The Assassination of Jesse James by the Coward Robert Ford
starring Brad Pitt, Casey Affleck, Sam Shepard, Mary-Louis Parker, Paul Schneider, Jeremy
Renner, Garett Dillahunt, Zooey Deschanel, Michael Parks, Ted Levine and Sam Rockwell
written and directed by Andrew Dominik
See this movie. It’s good. It’s well acted and visually it’s just very nice to look at. It tells the story of the last years of the James Gang - led by infamous outlaw Jesse James (Brad Pitt) and his older brother, Frank (Sam Shepard). For those (like Europeans or Asians) who don’t know the background of the gun-slinging outlaw (not the itinerant laborer, gun-toting cowboy, who was a completely different character in American society than the gun-slinging outlaw) in the wild American West this movie can teach a lot.

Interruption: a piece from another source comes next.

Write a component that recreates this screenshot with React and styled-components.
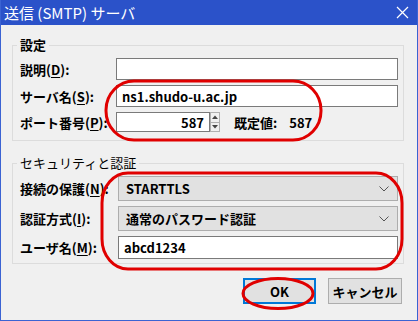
import React from 'react';
import styled, { createGlobalStyle } from 'styled-components';

const GlobalStyle = createGlobalStyle`
  html, body {
    margin: 0;
    padding: 0;
    background: #ffffff;
  }
  * {
    box-sizing: border-box;
  }
`;

const Window = styled.div`
  position: relative;
  width: 418px;
  height: 321px;
  display: flex;
  flex-direction: column;
  background: #f0f0f0;
  border: 1px solid #3b63d3;
  border-top: none;
  font-family: 'Noto Sans CJK JP', 'Noto Sans', sans-serif;
  color: #000;
  overflow: hidden;
`;

const TitleBar = styled.div`
  height: 25px;
  margin: 0 -1px;
  display: flex;
  align-items: center;
  justify-content: space-between;
  padding: 0 9px 0 4px;
  background: #2b52c9;
  color: #fff;
  font-size: 15px;
`;

const Body = styled.div`
  flex: 1;
  display: flex;
  flex-direction: column;
  padding: 13px 13px 0 11px;
`;

const Group = styled.fieldset`
  margin: 0;
  padding: ${(p) => p.$pad};
  border: 1px solid #dcdcdc;
  display: flex;
  flex-direction: column;
  gap: 5px;
  min-width: 0;
`;

const Legend = styled.legend`
  margin-left: -3px;
  padding: 0 3px;
  font-size: 13px;
  font-weight: ${(p) => (p.$bold ? 700 : 400)};
  line-height: 14px;
`;

const Row = styled.div`
  display: flex;
  align-items: center;
  height: ${(p) => p.$h}px;
`;

const Label = styled.label`
  width: ${(p) => p.$w}px;
  flex-shrink: 0;
  font-size: 13px;
  font-weight: 700;
  white-space: nowrap;
  u {
    text-decoration-thickness: 1px;
    text-underline-offset: 2px;
  }
`;

const TextBox = styled.div`
  flex: 1;
  height: 100%;
  display: flex;
  align-items: center;
  justify-content: ${(p) => (p.$right ? 'flex-end' : 'flex-start')};
  padding: 0 5px;
  background: #fff;
  border: 1px solid #7a7a7a;
  font-size: 13px;
  font-weight: 700;
`;

const PortBox = styled(TextBox)`
  flex: 0 0 94px;
`;

const Spinner = styled.div`
  width: 10px;
  height: 100%;
  display: flex;
  flex-direction: column;
`;

const SpinBtn = styled.div`
  flex: 1;
  display: flex;
  align-items: center;
  justify-content: center;
  background: #f0f0f0;
  border: 1px solid #b0b0b0;
  border-top-width: ${(p) => (p.$down ? 0 : 1)}px;
`;

const Default = styled.div`
  margin-left: 14px;
  display: flex;
  gap: 12px;
  font-size: 13px;
  font-weight: 700;
`;

const Combo = styled.div`
  flex: 1;
  height: 100%;
  display: flex;
  align-items: center;
  justify-content: space-between;
  padding: 0 8px 0 7px;
  background: #e1e1e1;
  border: 1px solid #adadad;
  font-size: 13px;
  font-weight: 700;
`;

const Buttons = styled.div`
  display: flex;
  justify-content: flex-end;
  gap: 12px;
  margin-top: 14px;
  padding-right: 2px;
`;

const Button = styled.div`
  width: ${(p) => p.$w}px;
  height: 26px;
  display: flex;
  align-items: center;
  justify-content: center;
  background: #e1e1e1;
  border: ${(p) => (p.$primary ? '2px solid #0078d7' : '1px solid #adadad')};
  font-size: 13px;
  font-weight: 700;
`;

const Marks = styled.svg`
  position: absolute;
  left: -1px;
  top: 0;
  pointer-events: none;
`;

const Chevron = () => (
  <svg width="10" height="6" viewBox="0 0 10 6">
    <path d="M0.5 0.5 L5 5 L9.5 0.5" fill="none" stroke="#555" strokeWidth="1" />
  </svg>
);

const Arrow = ({ down }) => (
  <svg width="6" height="4" viewBox="0 0 6 4">
    <path d={down ? 'M0 0 H6 L3 3.5 Z' : 'M0 4 H6 L3 0.5 Z'} fill="#444" />
  </svg>
);

export default function App() {
  return (
    <>
      <GlobalStyle />
      <Window>
        <TitleBar>
          <span>送信 (SMTP) サーバ</span>
          <svg width="13" height="13" viewBox="0 0 13 13">
            <path d="M1 1 L12 12 M12 1 L1 12" stroke="#fff" strokeWidth="1.2" />
          </svg>
        </TitleBar>
        <Body>
          <Group $pad="6px 5px 8px 7px">
            <Legend $bold>設定</Legend>
            <Row $h={22}>
              <Label $w={96}>説明(<u>D</u>):</Label>
              <TextBox />
            </Row>
            <Row $h={22}>
              <Label $w={96}>サーバ名(<u>S</u>):</Label>
              <TextBox>ns1.shudo-u.ac.jp</TextBox>
            </Row>
            <Row $h={20}>
              <Label $w={96}>ポート番号(<u>P</u>):</Label>
              <PortBox $right>587</PortBox>
              <Spinner>
                <SpinBtn><Arrow /></SpinBtn>
                <SpinBtn $down><Arrow down /></SpinBtn>
              </Spinner>
              <Default>
                <span>既定値:</span>
                <span>587</span>
              </Default>
            </Row>
          </Group>
          <Group $pad="6px 5px 4px 7px" style={{ marginTop: 15 }}>
            <Legend>セキュリティと認証</Legend>
            <Row $h={25}>
              <Label $w={98}>接続の保護(<u>N</u>):</Label>
              <Combo>
                <span>STARTTLS</span>
                <Chevron />
              </Combo>
            </Row>
            <Row $h={25}>
              <Label $w={98}>認証方式(<u>I</u>):</Label>
              <Combo>
                <span>通常のパスワード認証</span>
                <Chevron />
              </Combo>
            </Row>
            <Row $h={23}>
              <Label $w={98}>ユーザ名(<u>M</u>):</Label>
              <TextBox>abcd1234</TextBox>
            </Row>
          </Group>
          <Buttons>
            <Button $w={73} $primary>OK</Button>
            <Button $w={74}>キャンセル</Button>
          </Buttons>
        </Body>
        <Marks width="418" height="321" viewBox="0 0 418 321">
          <g fill="none" stroke="#e00000" strokeWidth="3">
            <rect x="106" y="81" width="215" height="59" rx="28" ry="29" />
            <rect x="102" y="173" width="300" height="96" rx="26" ry="30" />
            <ellipse cx="278" cy="293.5" rx="35" ry="15" />
          </g>
        </Marks>
      </Window>
    </>
  );
}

It is great acting by Pitt and Casey Affleck
Based on the novel by Ron Hansen, this is not the first time the James story - or, rather, the story of the murder of James - has been made into a motion picture. Jesse James was killed in 1881 at the age of 34 by one of his own gang, ending his gang’s 14-year career. Affleck plays Robert Ford, a doting fan of the outlaw. His character is more than a little annoying - annoying to other characters in the story as well as to members of the audience - for his simple-minded, star-struck adoration and refusal to just go away. But I credit Affleck’s acting for portraying Ford as he did. (Remember that in Missouri Jesse James was somewhat of a folk hero. He was known and walked the streets without being arrested or molested. He enjoyed protection from many sympathizers, supporters and followers, relatives, relatives of friends and friends of relatives. It was a clannish frontier society.) James was a man whose hagiography was told through cheap novels while he still lived, and despite his frank admission that such reading was a heap of lies, Ford couldn’t take it in and remained a fawning disciple in a swoon from his hero’s charisma, making it harder to become the Judas.